**What you should do**:
Below are some entries. Copy each line that holds the string "this".

**Data provided**:
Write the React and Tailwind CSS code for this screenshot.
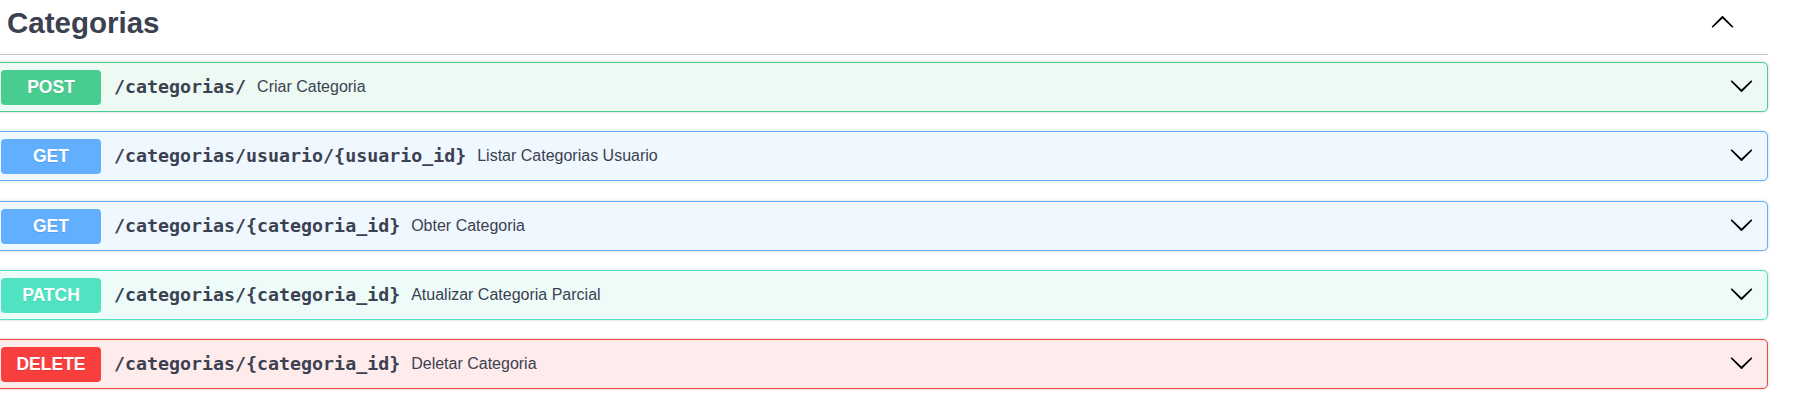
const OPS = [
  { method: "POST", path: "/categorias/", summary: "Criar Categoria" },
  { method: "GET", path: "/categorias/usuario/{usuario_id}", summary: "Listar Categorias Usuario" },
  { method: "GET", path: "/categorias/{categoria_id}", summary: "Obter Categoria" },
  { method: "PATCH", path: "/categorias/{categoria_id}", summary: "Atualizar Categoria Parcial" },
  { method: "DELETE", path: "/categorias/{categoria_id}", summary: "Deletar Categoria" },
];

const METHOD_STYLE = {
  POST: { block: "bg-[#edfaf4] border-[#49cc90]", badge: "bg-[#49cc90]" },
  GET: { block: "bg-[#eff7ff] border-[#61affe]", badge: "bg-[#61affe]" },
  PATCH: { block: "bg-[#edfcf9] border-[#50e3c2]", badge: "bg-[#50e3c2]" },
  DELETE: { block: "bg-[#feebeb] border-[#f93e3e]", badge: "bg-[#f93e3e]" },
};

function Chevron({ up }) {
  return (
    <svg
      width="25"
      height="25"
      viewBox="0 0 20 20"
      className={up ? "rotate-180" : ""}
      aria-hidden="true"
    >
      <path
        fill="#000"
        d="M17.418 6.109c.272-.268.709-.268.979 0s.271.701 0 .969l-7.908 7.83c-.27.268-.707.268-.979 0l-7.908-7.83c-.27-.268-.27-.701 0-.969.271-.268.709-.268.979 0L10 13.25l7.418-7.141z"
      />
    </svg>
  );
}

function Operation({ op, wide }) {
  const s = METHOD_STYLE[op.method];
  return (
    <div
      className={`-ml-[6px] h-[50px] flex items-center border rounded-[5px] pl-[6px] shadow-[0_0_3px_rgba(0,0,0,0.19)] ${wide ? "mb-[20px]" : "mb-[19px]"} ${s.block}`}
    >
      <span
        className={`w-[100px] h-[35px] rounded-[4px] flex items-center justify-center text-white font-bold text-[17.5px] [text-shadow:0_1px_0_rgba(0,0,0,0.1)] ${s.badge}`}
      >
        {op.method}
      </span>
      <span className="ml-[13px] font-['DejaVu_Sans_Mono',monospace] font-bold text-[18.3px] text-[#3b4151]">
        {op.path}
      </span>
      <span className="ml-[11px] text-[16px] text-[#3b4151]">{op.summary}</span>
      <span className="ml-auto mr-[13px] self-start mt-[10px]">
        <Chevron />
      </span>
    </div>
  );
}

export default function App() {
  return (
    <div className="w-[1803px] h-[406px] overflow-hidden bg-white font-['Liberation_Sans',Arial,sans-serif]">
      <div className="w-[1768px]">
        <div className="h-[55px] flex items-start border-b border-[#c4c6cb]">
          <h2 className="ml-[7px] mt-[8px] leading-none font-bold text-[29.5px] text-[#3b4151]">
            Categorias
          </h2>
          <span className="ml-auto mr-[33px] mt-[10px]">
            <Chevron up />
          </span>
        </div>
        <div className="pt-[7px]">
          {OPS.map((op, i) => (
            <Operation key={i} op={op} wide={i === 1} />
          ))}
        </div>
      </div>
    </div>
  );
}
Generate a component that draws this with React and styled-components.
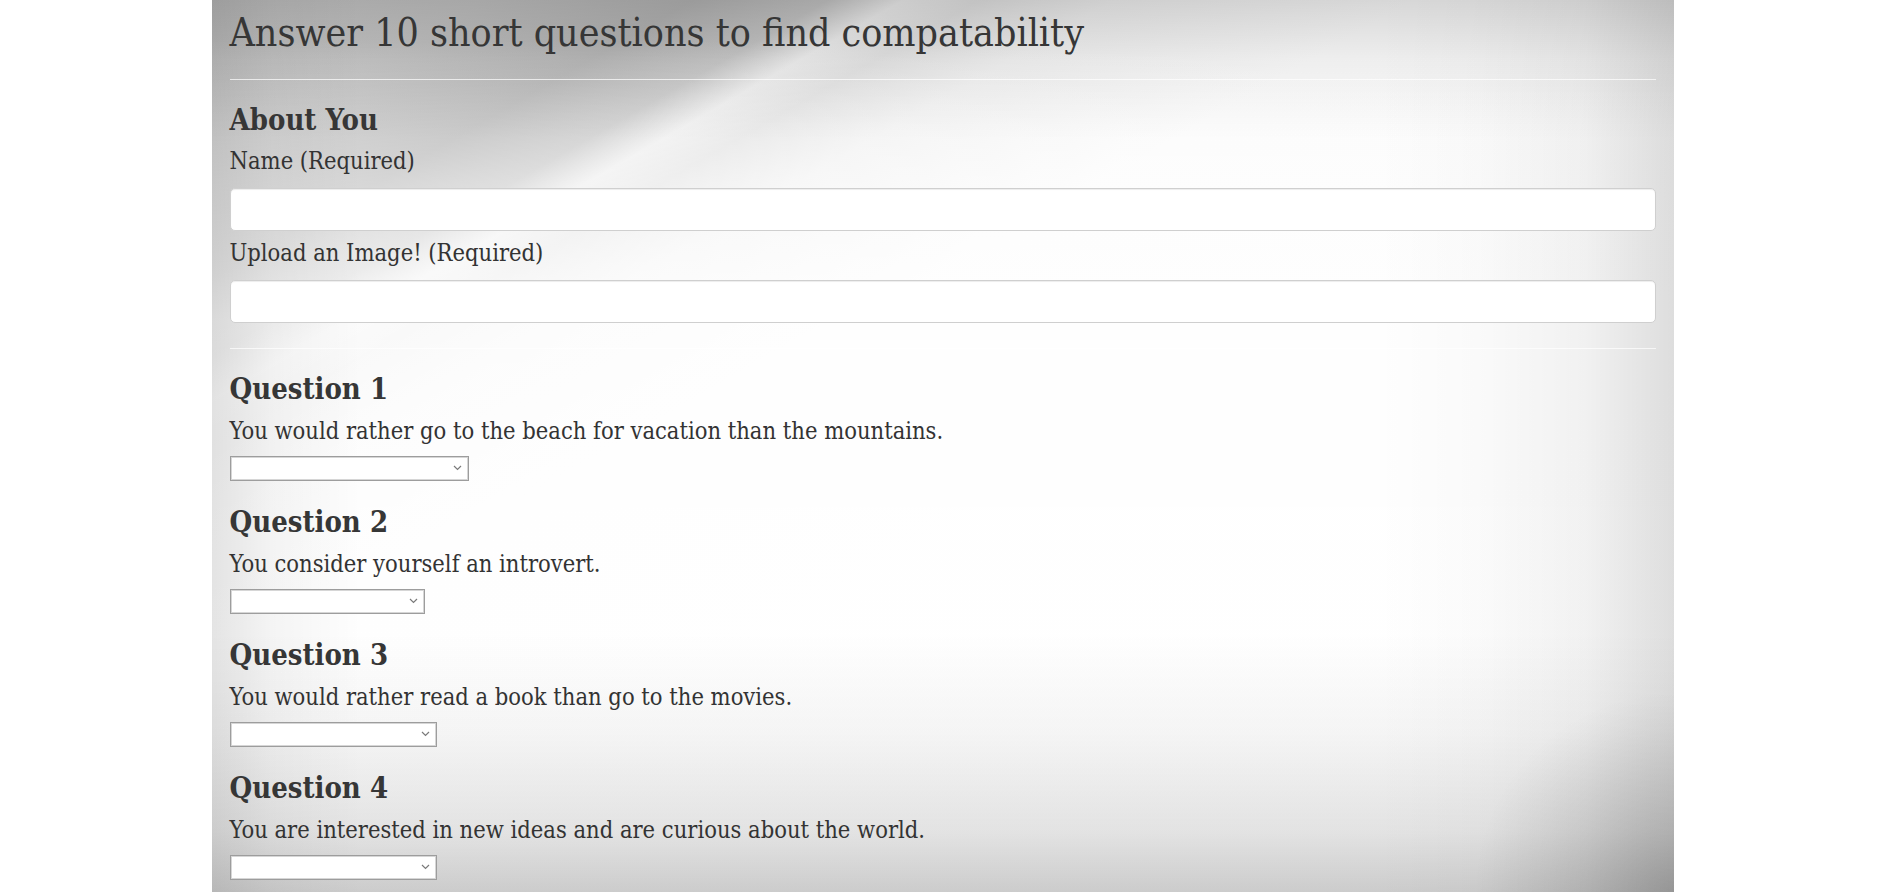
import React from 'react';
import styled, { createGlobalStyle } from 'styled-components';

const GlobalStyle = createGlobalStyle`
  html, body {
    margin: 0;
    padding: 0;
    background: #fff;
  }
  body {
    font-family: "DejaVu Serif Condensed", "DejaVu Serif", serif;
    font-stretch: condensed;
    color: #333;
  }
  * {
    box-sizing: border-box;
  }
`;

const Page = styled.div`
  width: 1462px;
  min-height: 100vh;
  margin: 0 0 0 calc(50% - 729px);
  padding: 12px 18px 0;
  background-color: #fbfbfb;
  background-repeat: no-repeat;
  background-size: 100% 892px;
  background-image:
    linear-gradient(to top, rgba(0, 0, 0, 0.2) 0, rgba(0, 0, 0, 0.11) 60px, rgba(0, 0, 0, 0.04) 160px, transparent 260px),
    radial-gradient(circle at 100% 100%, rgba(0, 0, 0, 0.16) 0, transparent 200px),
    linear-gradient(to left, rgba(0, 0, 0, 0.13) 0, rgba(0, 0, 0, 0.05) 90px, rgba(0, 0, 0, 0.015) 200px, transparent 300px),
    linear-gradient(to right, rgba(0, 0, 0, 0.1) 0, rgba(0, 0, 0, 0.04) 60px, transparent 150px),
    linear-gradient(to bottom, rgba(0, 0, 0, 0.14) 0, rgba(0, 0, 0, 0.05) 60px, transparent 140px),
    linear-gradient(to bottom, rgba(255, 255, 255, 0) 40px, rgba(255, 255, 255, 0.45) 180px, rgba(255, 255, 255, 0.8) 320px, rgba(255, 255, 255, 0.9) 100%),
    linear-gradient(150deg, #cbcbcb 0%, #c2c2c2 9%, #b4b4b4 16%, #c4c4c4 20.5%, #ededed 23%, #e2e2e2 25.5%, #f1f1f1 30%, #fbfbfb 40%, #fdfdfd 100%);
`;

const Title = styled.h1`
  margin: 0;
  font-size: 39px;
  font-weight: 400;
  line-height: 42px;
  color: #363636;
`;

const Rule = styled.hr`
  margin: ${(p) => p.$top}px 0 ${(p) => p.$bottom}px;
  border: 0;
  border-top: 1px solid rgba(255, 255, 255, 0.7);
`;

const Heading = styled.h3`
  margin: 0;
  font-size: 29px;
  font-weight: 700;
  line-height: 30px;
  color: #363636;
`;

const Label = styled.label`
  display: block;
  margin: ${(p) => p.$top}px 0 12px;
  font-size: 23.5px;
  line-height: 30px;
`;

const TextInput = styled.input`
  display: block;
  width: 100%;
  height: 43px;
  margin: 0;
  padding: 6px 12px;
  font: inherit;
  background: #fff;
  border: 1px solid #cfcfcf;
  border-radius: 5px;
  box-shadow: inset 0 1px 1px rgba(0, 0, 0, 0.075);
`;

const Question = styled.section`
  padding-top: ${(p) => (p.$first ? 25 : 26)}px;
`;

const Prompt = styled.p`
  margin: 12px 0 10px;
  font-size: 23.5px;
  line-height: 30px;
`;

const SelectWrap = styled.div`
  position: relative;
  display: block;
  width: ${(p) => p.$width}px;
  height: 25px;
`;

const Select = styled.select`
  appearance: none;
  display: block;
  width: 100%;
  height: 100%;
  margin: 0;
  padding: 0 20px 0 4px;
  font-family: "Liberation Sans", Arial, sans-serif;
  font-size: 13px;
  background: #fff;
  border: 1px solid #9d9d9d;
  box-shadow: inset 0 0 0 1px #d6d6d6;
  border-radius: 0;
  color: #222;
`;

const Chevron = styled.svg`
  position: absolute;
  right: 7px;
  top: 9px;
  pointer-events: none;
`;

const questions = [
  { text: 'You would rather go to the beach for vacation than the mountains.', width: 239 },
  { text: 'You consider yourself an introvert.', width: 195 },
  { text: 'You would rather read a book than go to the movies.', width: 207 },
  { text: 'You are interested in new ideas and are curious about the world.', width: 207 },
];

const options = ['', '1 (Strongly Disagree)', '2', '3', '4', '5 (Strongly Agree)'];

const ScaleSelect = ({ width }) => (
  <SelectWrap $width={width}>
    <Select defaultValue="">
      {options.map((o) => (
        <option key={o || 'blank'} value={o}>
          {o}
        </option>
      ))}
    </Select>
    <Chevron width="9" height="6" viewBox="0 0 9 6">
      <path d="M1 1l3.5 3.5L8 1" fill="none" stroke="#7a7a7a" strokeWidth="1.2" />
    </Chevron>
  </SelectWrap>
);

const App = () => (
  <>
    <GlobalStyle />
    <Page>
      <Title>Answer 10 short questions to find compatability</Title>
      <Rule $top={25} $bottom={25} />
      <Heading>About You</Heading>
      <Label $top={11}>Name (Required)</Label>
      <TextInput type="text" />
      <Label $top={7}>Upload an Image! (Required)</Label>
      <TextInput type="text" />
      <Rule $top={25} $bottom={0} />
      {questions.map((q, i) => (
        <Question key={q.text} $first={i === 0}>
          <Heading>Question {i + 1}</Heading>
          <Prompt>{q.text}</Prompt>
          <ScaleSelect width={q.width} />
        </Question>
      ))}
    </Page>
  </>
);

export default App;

**Task result**:
Write the React and Tailwind CSS code for this screenshot.
Generate a component that draws this with React and styled-components.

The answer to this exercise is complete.